== Given data ==
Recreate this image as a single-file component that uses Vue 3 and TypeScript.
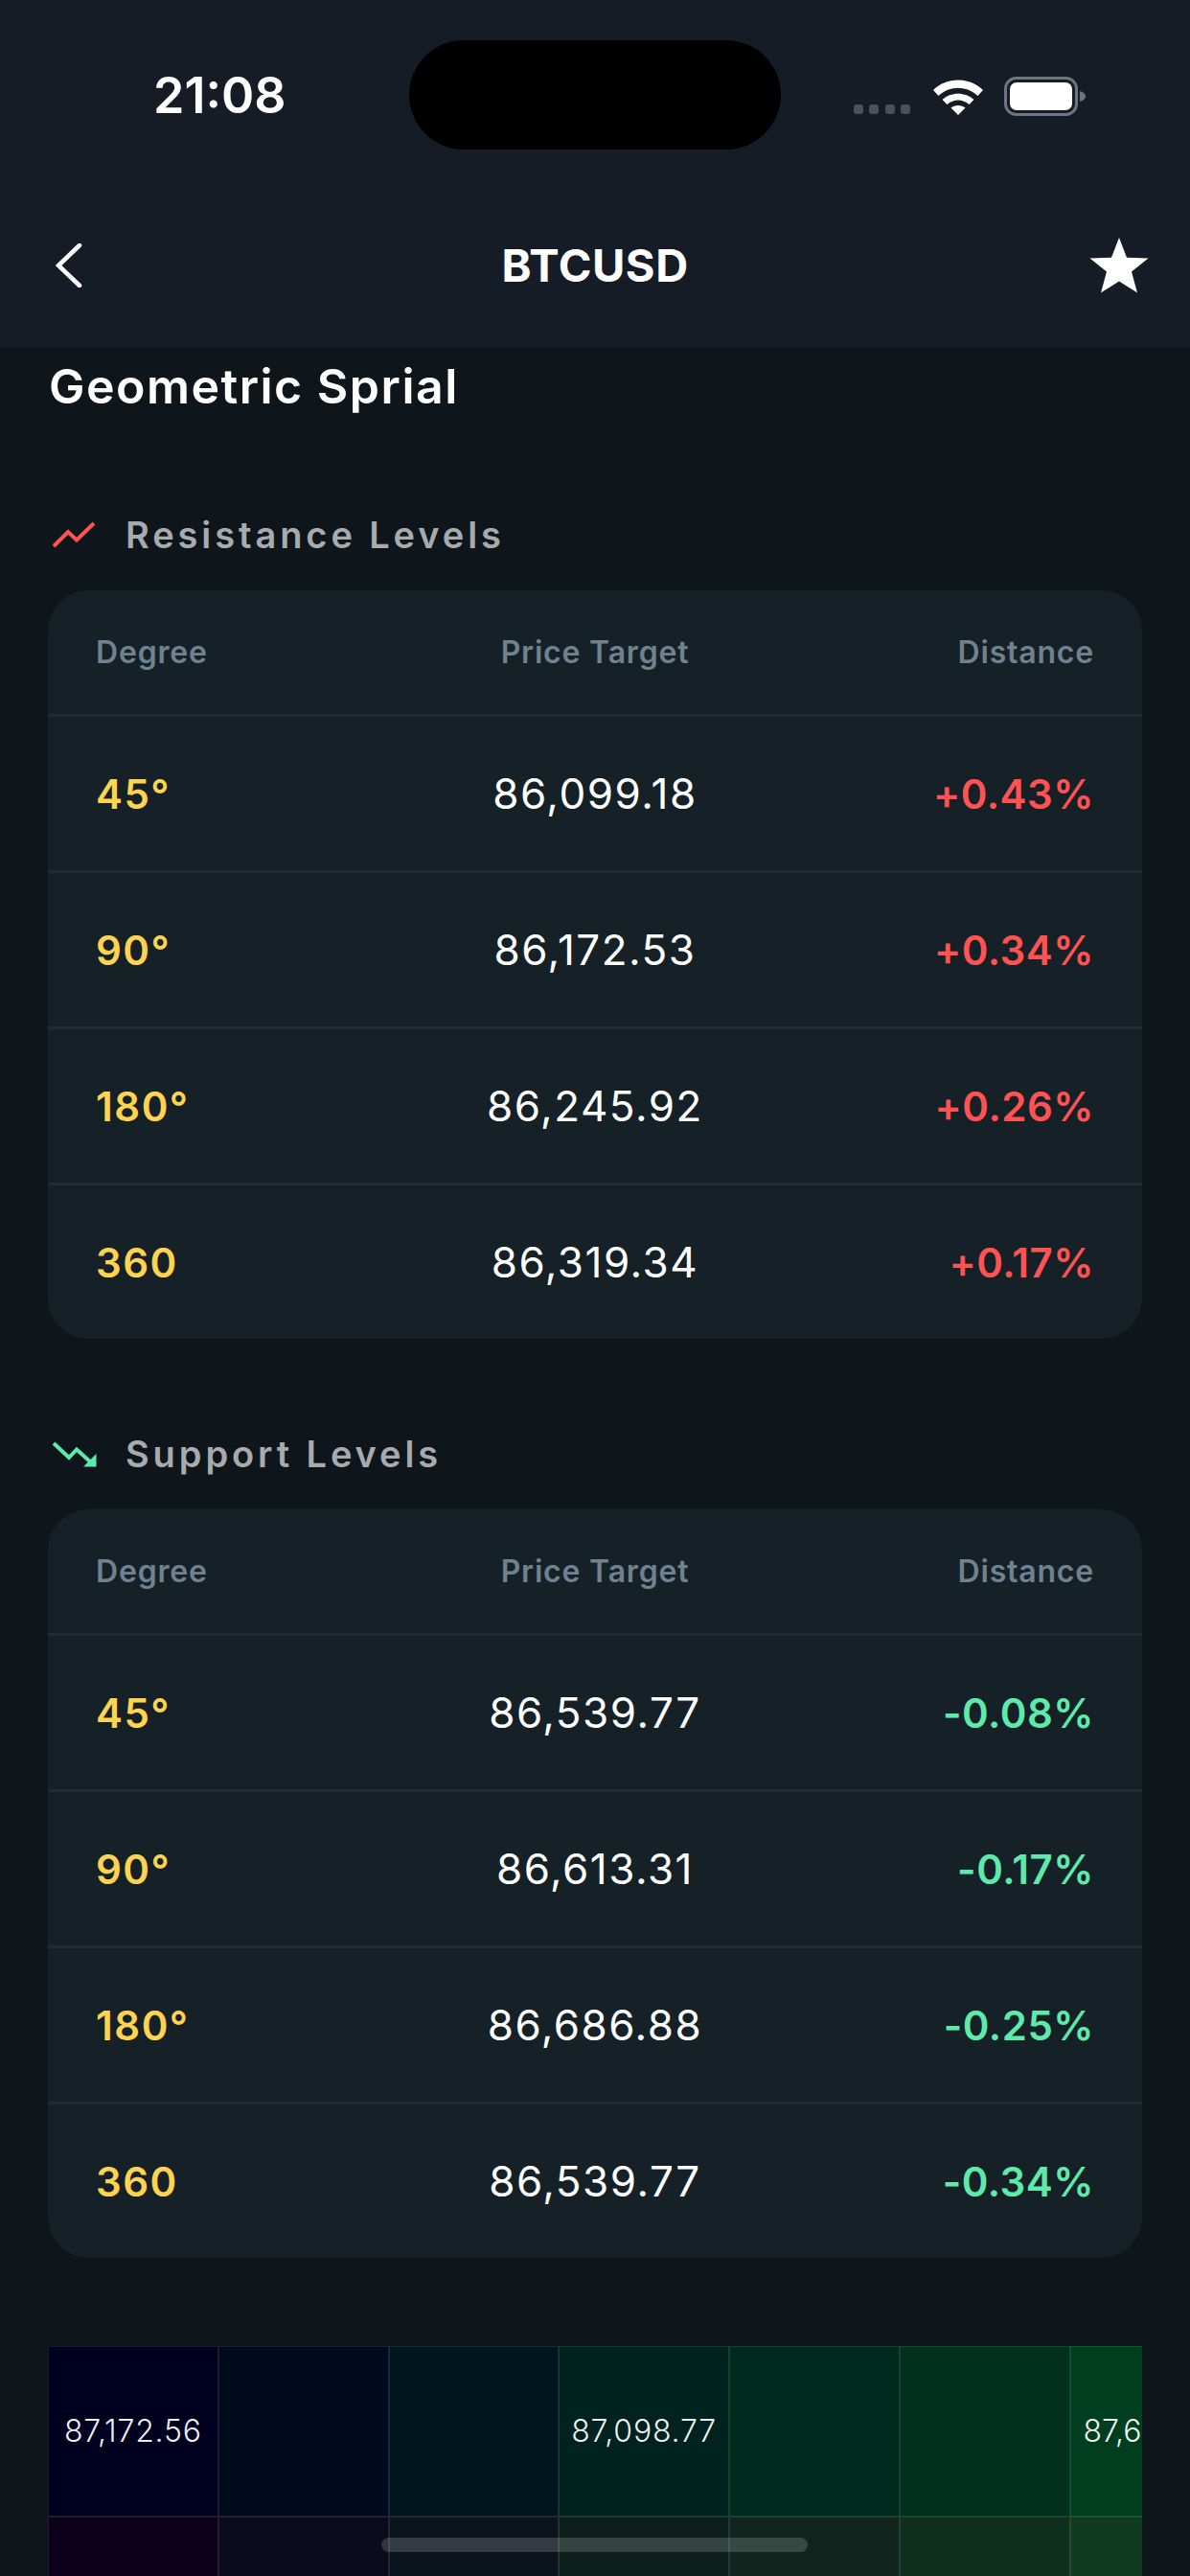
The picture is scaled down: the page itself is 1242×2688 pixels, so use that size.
<script setup lang="ts">
interface Row { degree: string; price: string; distance: string }
interface Section { title: string; tone: 'up' | 'down'; rows: Row[] }

const sections: Section[] = [
  {
    title: 'Resistance Levels',
    tone: 'up',
    rows: [
      { degree: '45°', price: '86,099.18', distance: '+0.43%' },
      { degree: '90°', price: '86,172.53', distance: '+0.34%' },
      { degree: '180°', price: '86,245.92', distance: '+0.26%' },
      { degree: '360', price: '86,319.34', distance: '+0.17%' },
    ],
  },
  {
    title: 'Support Levels',
    tone: 'down',
    rows: [
      { degree: '45°', price: '86,539.77', distance: '-0.08%' },
      { degree: '90°', price: '86,613.31', distance: '-0.17%' },
      { degree: '180°', price: '86,686.88', distance: '-0.25%' },
      { degree: '360', price: '86,539.77', distance: '-0.34%' },
    ],
  },
]

const heat: { bg: string; label: string; cut?: boolean }[][] = [
  [
    { bg: '#00001f', label: '87,172.56' },
    { bg: '#000a1e', label: '' },
    { bg: '#00151e', label: '' },
    { bg: '#00231f', label: '87,098.77' },
    { bg: '#012a1f', label: '' },
    { bg: '#01301d', label: '' },
    { bg: '#003e20', label: '87,6', cut: true },
  ],
  [
    { bg: '#0c001b', label: '' },
    { bg: '#0a0b1c', label: '' },
    { bg: '#0b141c', label: '' },
    { bg: '#0d1f1b', label: '' },
    { bg: '#0f251d', label: '' },
    { bg: '#0e2e1e', label: '' },
    { bg: '#0f3a1f', label: '' },
  ],
]
</script>

<template>
  <div class="screen">
    <header class="top">
      <div class="status">
        <span class="time">21:08</span>
        <div class="status-icons">
          <div class="dots"><i></i><i></i><i></i><i></i></div>
          <svg class="wifi" width="54" height="39" viewBox="0 0 54 39">
            <path d="M1 13 C15 -1 39 -1 53 13 L47.500 19 C36 8 18 8 6.500 19 Z" fill="#fff" />
            <path d="M10.500 23 C19 14.500 35 14.500 43.500 23 L38.500 28 C31.500 22 22.500 22 15.500 28 Z" fill="#fff" />
            <path d="M19.500 31.500 C23.500 28 30.500 28 34.500 31.500 L27 39 Z" fill="#fff" />
          </svg>
          <svg class="battery" width="86" height="41" viewBox="0 0 86 41">
            <rect x="1.500" y="1.500" width="74" height="38" rx="11" fill="none" stroke="#6f747e" stroke-width="3" />
            <rect x="6" y="6" width="65" height="29" rx="7" fill="#fff" />
            <path d="M79 15 C83 16 85 18 85 20.500 C85 23 83 25 79 26 Z" fill="#6f747e" />
          </svg>
        </div>
        <div class="island"></div>
      </div>
      <nav class="nav">
        <svg class="back" width="28" height="46" viewBox="0 0 28 46">
          <path d="M25 2 L3 23 L25 44" fill="none" stroke="#fff" stroke-width="4.500" stroke-linecap="round" stroke-linejoin="miter" />
        </svg>
        <h1 class="symbol">BTCUSD</h1>
        <svg class="star" width="62" height="58" viewBox="0 0 62 58">
          <path d="M31 0 L39 20.800 L61.500 21.500 L44 35.500 L50 57.500 L31 45.500 L12 57.500 L18 35.500 L0.500 21.500 L23 20.800 Z" fill="#fff" />
        </svg>
      </nav>
    </header>

    <main class="content">
      <h2 class="page-title">Geometric Sprial</h2>

      <section v-for="s in sections" :key="s.title" class="section">
        <div class="section-head">
          <svg v-if="s.tone === 'up'" width="50" height="30" viewBox="0 0 50 30">
            <path d="M3 27 L18 12 L27 20.500 L45 3" fill="none" stroke="#ff5252" stroke-width="4" />
          </svg>
          <svg v-else width="50" height="30" viewBox="0 0 50 30">
            <path d="M3 4 L19 19 L27 10.500 L42 24" fill="none" stroke="#5eeaaa" stroke-width="4" />
            <path d="M47.500 15 V28.500 H34 Z" fill="#5eeaaa" />
          </svg>
          <span class="section-title">{{ s.title }}</span>
        </div>
        <div class="card">
          <div class="row head">
            <span>Degree</span>
            <span class="mid">Price Target</span>
            <span class="end">Distance</span>
          </div>
          <div v-for="(r, i) in s.rows" :key="i" class="row body">
            <span class="degree">{{ r.degree }}</span>
            <span class="mid price">{{ r.price }}</span>
            <span class="end distance" :class="s.tone">{{ r.distance }}</span>
          </div>
        </div>
      </section>

      <div class="heat">
        <div v-for="(line, y) in heat" :key="y" class="heat-row">
          <div
            v-for="(c, x) in line"
            :key="x"
            class="heat-cell"
            :class="{ cut: c.cut }"
            :style="{ background: c.bg }"
          >
            <span v-if="c.label">{{ c.label }}</span>
          </div>
        </div>
      </div>
    </main>

    <div class="home"></div>
  </div>
</template>

<style>
html, body { margin: 0; background: #0e151b; }
</style>

<style scoped>
.screen {
  position: relative;
  width: 1242px;
  height: 2688px;
  overflow: hidden;
  display: flex;
  flex-direction: column;
  background: #0e151b;
  color: #fff;
  font-family: Inter, "Liberation Sans", sans-serif;
}
.top { height: 362px; background: #161c26; flex: none; }
.status {
  position: relative;
  height: 200px;
  box-sizing: border-box;
  padding: 72px 108px 0 160px;
  display: flex;
  justify-content: space-between;
  align-items: flex-start;
}
.time { font-size: 52px; font-weight: 600; line-height: 56px; letter-spacing: 0; }
.status-icons { display: flex; align-items: flex-end; margin-top: 8px; height: 41px; }
.dots { display: flex; gap: 6.500px; margin-right: 23px; margin-bottom: 2px; }
.dots i { width: 10px; height: 10px; border-radius: 3px; background: #4b505a; }
.wifi { margin-right: 21px; margin-bottom: 1px; }
.battery { display: block; }
.island {
  position: absolute;
  left: 427px;
  top: 42px;
  width: 388px;
  height: 114px;
  border-radius: 57px;
  background: #000;
}
.nav {
  height: 162px;
  box-sizing: border-box;
  padding: 0 43px;
  display: grid;
  grid-template-columns: 1fr auto 1fr;
  align-items: center;
  margin-top: -4px;
}
.back { margin-left: 15px; }
.star { justify-self: end; }
.symbol { margin: 0; font-size: 47px; font-weight: 700; line-height: 56px; letter-spacing: 0.500px; }
.content {
  flex: 1;
  min-height: 0;
  padding: 0 50px;
  display: flex;
  flex-direction: column;
}
.page-title {
  margin: 11px 0 0;
  padding-left: 1px;
  font-size: 50px;
  font-weight: 600;
  line-height: 60px;
  letter-spacing: 1.500px;
}
.section { margin-top: 110px; }
.section + .section { margin-top: 105px; }
.section-head { display: flex; align-items: center; height: 30px; gap: 28px; padding-left: 3px; }
.section-head svg { flex: none; }
.section-title { font-size: 38px; font-weight: 600; color: #a8abad; letter-spacing: 3.900px; line-height: 44px; }
.card {
  margin-top: 43px;
  border-radius: 42px;
  background: #152027;
  overflow: hidden;
}
.row {
  display: grid;
  grid-template-columns: 1fr 1fr 1fr;
  align-items: center;
  padding: 0 50px;
  border-bottom: 3px solid #212b31;
  box-sizing: border-box;
}
.row:last-child { border-bottom: 0; height: 160px; }
.head { height: 132px; font-size: 32px; font-weight: 600; color: #6e828f; letter-spacing: 0.800px; }
.body { height: 163px; }
.mid { text-align: center; }
.end { text-align: right; }
.degree { font-size: 42px; font-weight: 600; color: #fdd34f; letter-spacing: 1.500px; }
.price { font-size: 44px; font-weight: 400; letter-spacing: 1.500px; }
.distance { font-size: 42px; font-weight: 600; letter-spacing: 0.500px; }
.up { color: #ff5252; }
.down { color: #5eeaaa; }
.heat { margin-top: 92px; overflow: hidden; flex: none; }
.heat-row { display: flex; }
.heat-cell {
  flex: none;
  width: 177.750px;
  height: 177.750px;
  box-sizing: border-box;
  border: 1.500px solid rgba(255, 255, 255, 0.1);
  display: flex;
  align-items: center;
  justify-content: center;
  font-size: 32px;
  font-weight: 300;
  color: rgba(255, 255, 255, 0.95);
  letter-spacing: 0.800px;
  white-space: nowrap;
  overflow: hidden;
}
.heat-cell.cut { justify-content: flex-start; padding-left: 13px; letter-spacing: 0; }
.home {
  position: absolute;
  left: 398px;
  top: 2648px;
  width: 445px;
  height: 15px;
  border-radius: 8px;
  background: rgba(255, 255, 255, 0.17);
}
</style>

== Requirements ==
Among the lines above, find the one with "The picture is" and the one with "string; tone: 'up'". Quote both and everything between them, exactly.

== Response below ==
The picture is scaled down: the page itself is 1242×2688 pixels, so use that size.
<script setup lang="ts">
interface Row { degree: string; price: string; distance: string }
interface Section { title: string; tone: 'up' | 'down'; rows: Row[] }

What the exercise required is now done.